A good example, and one of the funniest moments in the film, is when Wiesler and Grubitz go to lunch in the Stasi cafeteria. They sit on the opposite end of a long table from three younger officers, one of whom has a bit of an irreverent sense of humor. He starts to make a joke about the then East German President Erich Honecker. When he is admonished by his peers not to say it in the presence of Wiesler and Grubitz, Grubitz looks toward the young man and encourages him to carry on with the joke. When the joke ends (which sparked considerable laughter in the audience both times I saw the film), Grubitz laughs then, as his face quickly becomes grave, insists that the recruit reveal his name and hand over his party card.

It looks as if Grubitz has manipulated the young officer into openly betraying his party, and forever damaging his career, when suddenly Grubitz breaks out in laughter, saying he was “only kidding,” and that he has his own Honecker joke he wants to tell. (It turns out not to be very funny.) Wiesler seems amused neither at the young man’s joke nor his superior’s blatant use of fear and manipulation against the recruit.

If this experience begins to make Wiesler question the moral rectitude of the people he works for, this feeling is further exacerbated when he learns, through his eavesdropping, that Christa is engaging in a not-entirely-consensual affair with the East German minister for culture so that she and Georg can be assured of constant income through their work. I won’t give too much away, but Wiesler does cleverly intervene to discourage Christa from continuing the relationship.

Clever intervention is a good way of describing the rest of the story that focuses on Wiesler’s active surveillance of Georg and Christa, especially when he learns that Georg is crafting an essay to be published in the Western German magazine Der Spiegel (a German magazine similar to Time or Newsweek) that will make a strong condemnation of current DDR politics.

Wiesler tries to find a way to protect the couple from suspicion while also making it seem as if he’s still a good Stasi man. The resolution of this conflict leads, albeit not exactly seamlessly, into a clever, unpredictable, and subtle reconciliation with the past after Germany reunifies in 1990, with a final scene that is brilliant on multiple levels not only with its indirect interaction between two characters but also with the clash in cultures that it portrays.

Director and screenwriter von Donnersmarck said that he wanted to give a German audience a serious look at life in the German Democratic Republic, as opposed to the two well-known comedies produced earlier.
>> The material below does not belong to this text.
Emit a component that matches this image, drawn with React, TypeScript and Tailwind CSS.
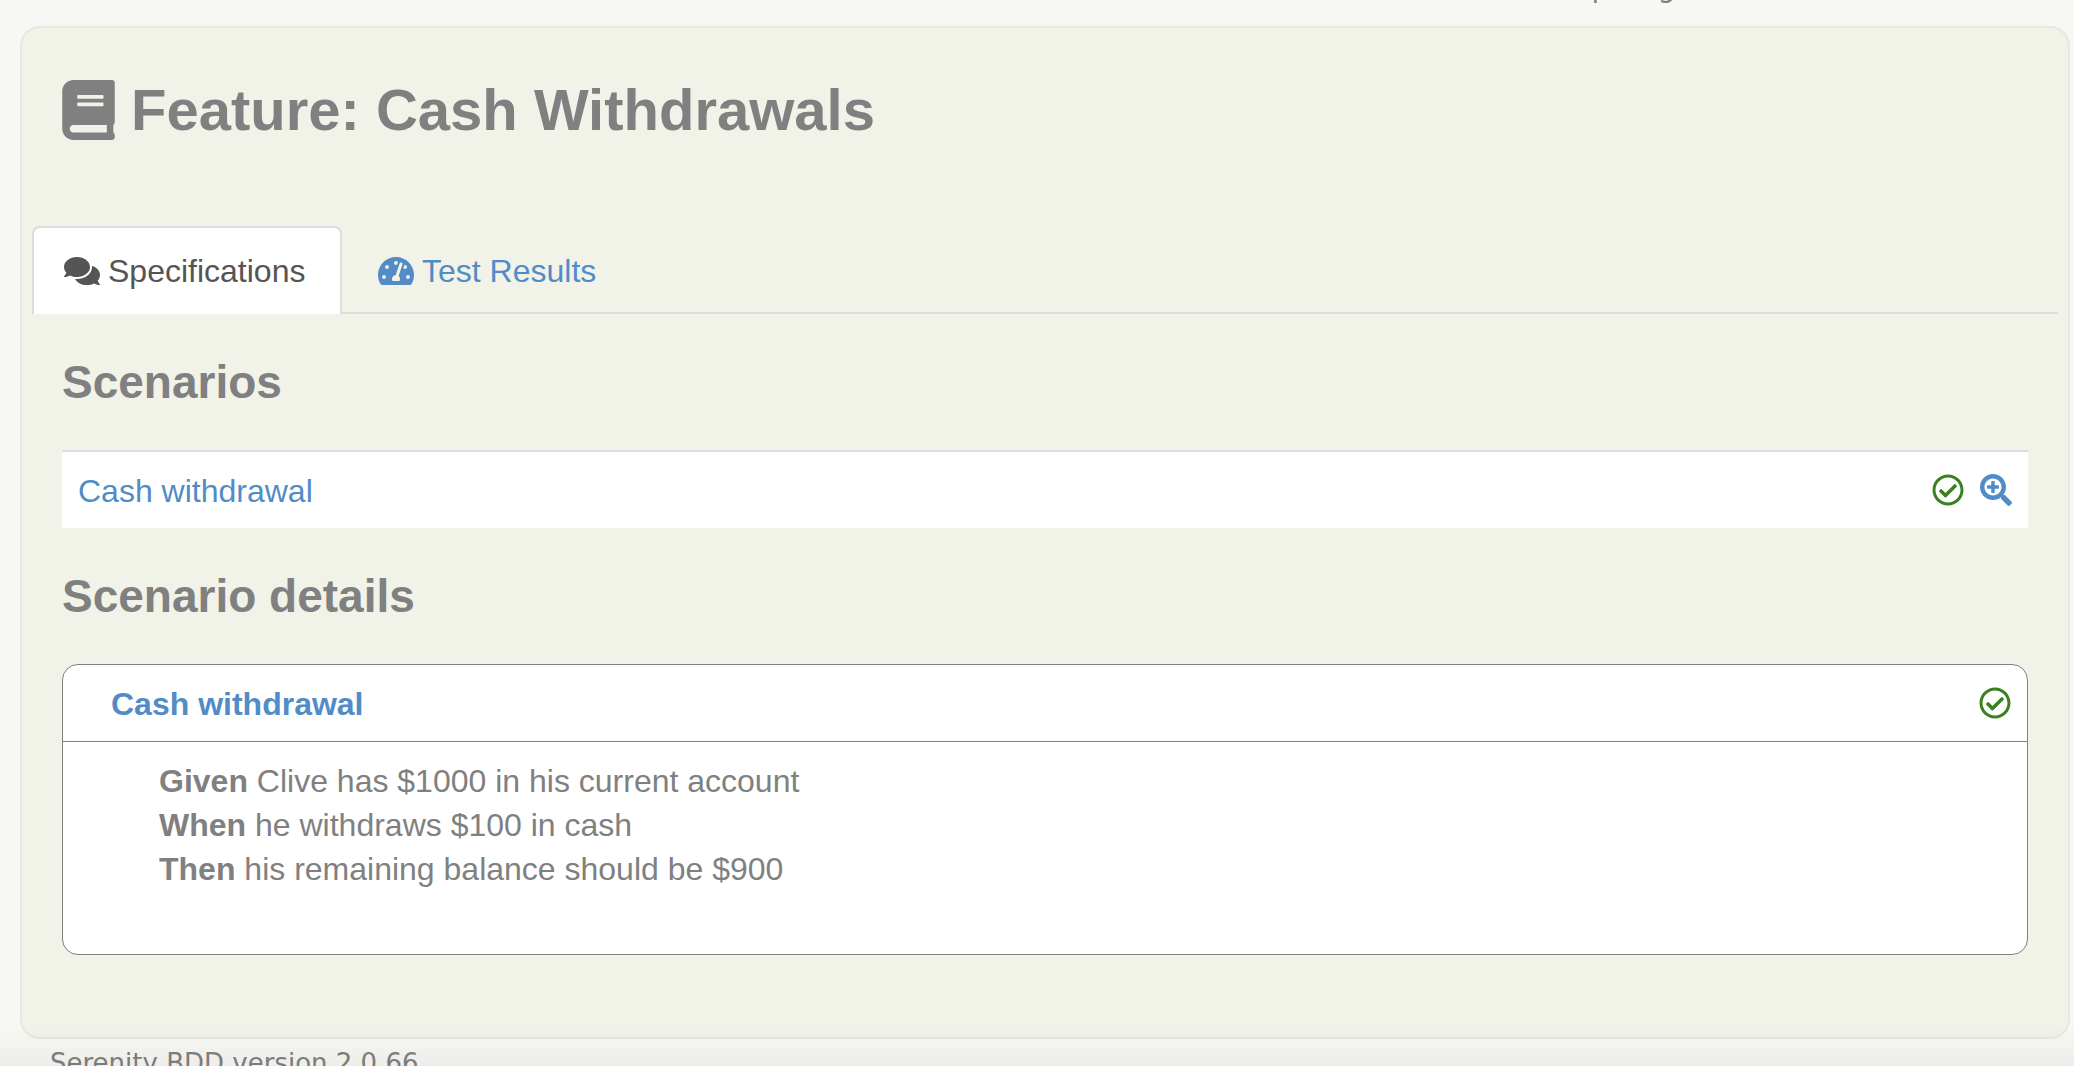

Though there is some dispute among the German media as to how realistic the film is, there seems to be little dispute that the story line is plausible. Not every detail might be accurate when judged against the way the GDR “really was,” but there is no doubt that the ethos of fear, manipulation, and abuse of power displayed in the film really existed in East Germany.

I hope that a studio or production company adds subtitles to this film so that an English-speaking audience can enjoy this film with the Germans. Recent films, such as Syriana and Good Night, and Good Luck., sold well, focusing on abuse of power within an American-centered context. Das Leben der Anderen examines abuses of power within a state-socialist apparatus. This leitmotif could attract American viewers of a certain political persuasion (those who love anything that reveals “the evils of Communism”), while the constant news about wiretapping and eavesdropping from America’s own security services could prompt some viewers to want to watch this film in order to question just how different we really are from our erstwhile enemies.